"A child's learning is the function more of the characteristics of his classmates than those of the teacher." James Coleman, 1972

Tuesday, February 06, 2007

Cracking Down or Cracking Up in Pennsylvania

Pennsylvania is the latest to fall under the unacknowledged racist spell of high school exit exams as a way to save state standards from slipping down the toilet bowl. With no apparent interest in the poor kids in wrecked neighborhoods who are slipping down the toilet with the standards the Governor wishes to preserve, Governor Rendell's (D) new commission report appears intent upon compounding the disadvantages of poor kids by mandating a graduation test that only the disadvantaged will fail.
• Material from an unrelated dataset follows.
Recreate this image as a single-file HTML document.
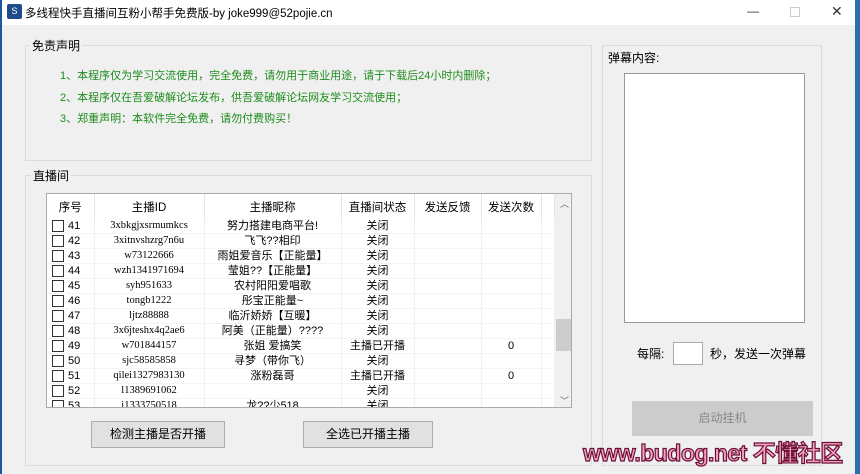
<!DOCTYPE html><html><head><meta charset="utf-8"><style>
*{margin:0;padding:0;box-sizing:border-box}
html,body{width:860px;height:474px;overflow:hidden}
body{background:#f0f0f0;position:relative;font-family:"Liberation Sans","Noto Sans CJK SC",sans-serif;font-size:12px;color:#000}
.a{position:absolute}
.gb{position:absolute;border:1px solid #dcdcdc}
.gl{position:absolute;background:#f0f0f0;padding:0 2px}
.g{color:#1e8c1e;font-size:11px}
table{border-collapse:collapse;font-size:11px}
td{height:14.6px;line-height:14px;text-align:center;border-right:1px solid #f0f0f0;border-bottom:1px solid #f4f4f4;white-space:nowrap;overflow:hidden}
th{font-weight:normal;height:25px;border-right:1px solid #e5e5e5;font-size:11.5px}
.cb{display:inline-block;width:12px;height:12px;border:1px solid #333;background:#fff;vertical-align:middle;margin-right:4px}
.id{font-family:"Liberation Serif",serif;font-size:10.5px}
.btn{position:absolute;background:#e1e1e1;border:1px solid #adadad;text-align:center;line-height:25px}
</style></head><body>
<div class="a" style="left:0;top:0;width:860px;height:25px;background:#fff"></div>
<div class="a" style="left:0;top:0;width:2px;height:474px;background:#1a5a9a"></div>
<div class="a" style="left:855px;top:0;width:5px;height:474px;background:#2a6fb0"></div>
<div class="a" style="left:7px;top:4px;width:15px;height:15px;background:#1e4d8c;border-radius:2px;color:#fff;font-size:9px;text-align:center;line-height:15px">S</div>
<div class="a" style="left:25px;top:5px;font-size:11.5px">多线程快手直播间互粉小帮手免费版-by joke999@52pojie.cn</div>
<div class="a" style="left:747px;top:4px;font-size:12px;color:#333">—</div>
<div class="a" style="left:790px;top:7px;width:10px;height:10px;border:1px solid #ccc"></div>
<div class="a" style="left:831px;top:3px;font-size:14px;color:#333">✕</div>

<div class="gb" style="left:25px;top:45px;width:567px;height:116px"></div>
<div class="gl" style="left:30px;top:37px">免责声明</div>
<div class="a g" style="left:60px;top:67px">1、本程序仅为学习交流使用，完全免费，请勿用于商业用途，请于下载后24小时内删除；</div>
<div class="a g" style="left:60px;top:89px">2、本程序仅在吾爱破解论坛发布，供吾爱破解论坛网友学习交流使用；</div>
<div class="a g" style="left:60px;top:110px">3、郑重声明：本软件完全免费，请勿付费购买！</div>

<div class="gb" style="left:25px;top:175px;width:567px;height:291px"></div>
<div class="gl" style="left:31px;top:167px">直播间</div>
<div class="a" style="left:46px;top:193px;width:526px;height:215px;background:#fff;border:1px solid #aaa;overflow:hidden">
<table style="width:508px;table-layout:fixed">
<colgroup><col style="width:47px"><col style="width:110px"><col style="width:137px"><col style="width:73px"><col style="width:67px"><col style="width:60px"><col></colgroup>
<tr><th>序号</th><th>主播ID</th><th>主播昵称</th><th>直播间状态</th><th>发送反馈</th><th>发送次数</th><th></th></tr>
<tr><td style="text-align:left;padding-left:5px"><span class="cb"></span>41</td><td class="id">3xbkgjxsrmumkcs</td><td>努力搭建电商平台!</td><td>关闭</td><td></td><td></td><td></td></tr>
<tr><td style="text-align:left;padding-left:5px"><span class="cb"></span>42</td><td class="id">3xitnvshzrg7n6u</td><td>飞飞??相印</td><td>关闭</td><td></td><td></td><td></td></tr>
<tr><td style="text-align:left;padding-left:5px"><span class="cb"></span>43</td><td class="id">w73122666</td><td>雨姐爱音乐【正能量】</td><td>关闭</td><td></td><td></td><td></td></tr>
<tr><td style="text-align:left;padding-left:5px"><span class="cb"></span>44</td><td class="id">wzh1341971694</td><td>莹姐??【正能量】</td><td>关闭</td><td></td><td></td><td></td></tr>
<tr><td style="text-align:left;padding-left:5px"><span class="cb"></span>45</td><td class="id">syh951633</td><td>农村阳阳爱唱歌</td><td>关闭</td><td></td><td></td><td></td></tr>
<tr><td style="text-align:left;padding-left:5px"><span class="cb"></span>46</td><td class="id">tongb1222</td><td>彤宝正能量~</td><td>关闭</td><td></td><td></td><td></td></tr>
<tr><td style="text-align:left;padding-left:5px"><span class="cb"></span>47</td><td class="id">ljtz88888</td><td>临沂娇娇【互暖】</td><td>关闭</td><td></td><td></td><td></td></tr>
<tr><td style="text-align:left;padding-left:5px"><span class="cb"></span>48</td><td class="id">3x6jteshx4q2ae6</td><td>阿美（正能量）????</td><td>关闭</td><td></td><td></td><td></td></tr>
<tr><td style="text-align:left;padding-left:5px"><span class="cb"></span>49</td><td class="id">w701844157</td><td>张姐 爱搞笑</td><td>主播已开播</td><td></td><td>0</td><td></td></tr>
<tr><td style="text-align:left;padding-left:5px"><span class="cb"></span>50</td><td class="id">sjc58585858</td><td>寻梦（带你飞）</td><td>关闭</td><td></td><td></td><td></td></tr>
<tr><td style="text-align:left;padding-left:5px"><span class="cb"></span>51</td><td class="id">qilei1327983130</td><td>涨粉磊哥</td><td>主播已开播</td><td></td><td>0</td><td></td></tr>
<tr><td style="text-align:left;padding-left:5px"><span class="cb"></span>52</td><td class="id">l1389691062</td><td></td><td>关闭</td><td></td><td></td><td></td></tr>
<tr><td style="text-align:left;padding-left:5px"><span class="cb"></span>53</td><td class="id">i1333750518</td><td>龙??少518</td><td>关闭</td><td></td><td></td><td></td></tr>
</table>
<div class="a" style="left:508px;top:0;width:17px;height:213px;background:#f0f0f0"></div>
<div class="a" style="left:513px;top:3px;font-size:9px;color:#666">︿</div>
<div class="a" style="left:513px;top:200px;font-size:9px;color:#666">﹀</div>
<div class="a" style="left:509px;top:125px;width:15px;height:32px;background:#cdcdcd"></div>
</div>
<div class="btn" style="left:91px;top:421px;width:134px;height:27px">检测主播是否开播</div>
<div class="btn" style="left:303px;top:421px;width:130px;height:27px">全选已开播主播</div>

<div class="gb" style="left:602px;top:45px;width:220px;height:421px"></div>
<div class="a" style="left:608px;top:49px">弹幕内容:</div>
<div class="a" style="left:624px;top:73px;width:181px;height:250px;background:#fff;border:1px solid #999"></div>
<div class="a" style="left:637px;top:345px">每隔:</div>
<div class="a" style="left:673px;top:342px;width:30px;height:23px;background:#fff;border:1px solid #aaa"></div>
<div class="a" style="left:710px;top:345px">秒，发送一次弹幕</div>
<div class="a" style="left:632px;top:401px;width:181px;height:35px;background:#cccccc;color:#888;text-align:center;line-height:35px">启动挂机</div>
<div class="a" style="left:583px;top:439px;width:275px;white-space:nowrap;font-size:23px;line-height:28px;font-weight:bold;color:#f6a0c8;-webkit-text-stroke:1.2px #6a1030;letter-spacing:-0.5px">www.budog.net 不懂社区</div>
</body></html>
Either that, or drop out of school before being forced to acknowledge the failure that these kids' poverty assures.

It is interesting to note that there is nothing in this plan to address the income gap (the achievement gap) or to even to add resources to the schools where the state standards are apparently most jeopardized. What is included in the report is a recommendation for a robust data tracking system, which will track poor kids' failures from kindergarten into high school and beyond, so that when they do drop out or fail to pass the test, the authorities (and the military?) can be alerted. Unless our fascination with social engineering is somehow curbed, I would expect these pushouts and dropouts to be forced into GED camps, where they earn a credential to allow them into the front lines of an overworked military.

Here is a fact that Governor Rendell might find relevant if he were interested: Of the 10 states with the lowest graduation rates, all 10 have high school exit exams. Nine (9) of these states have had exit exams for more than 10 years.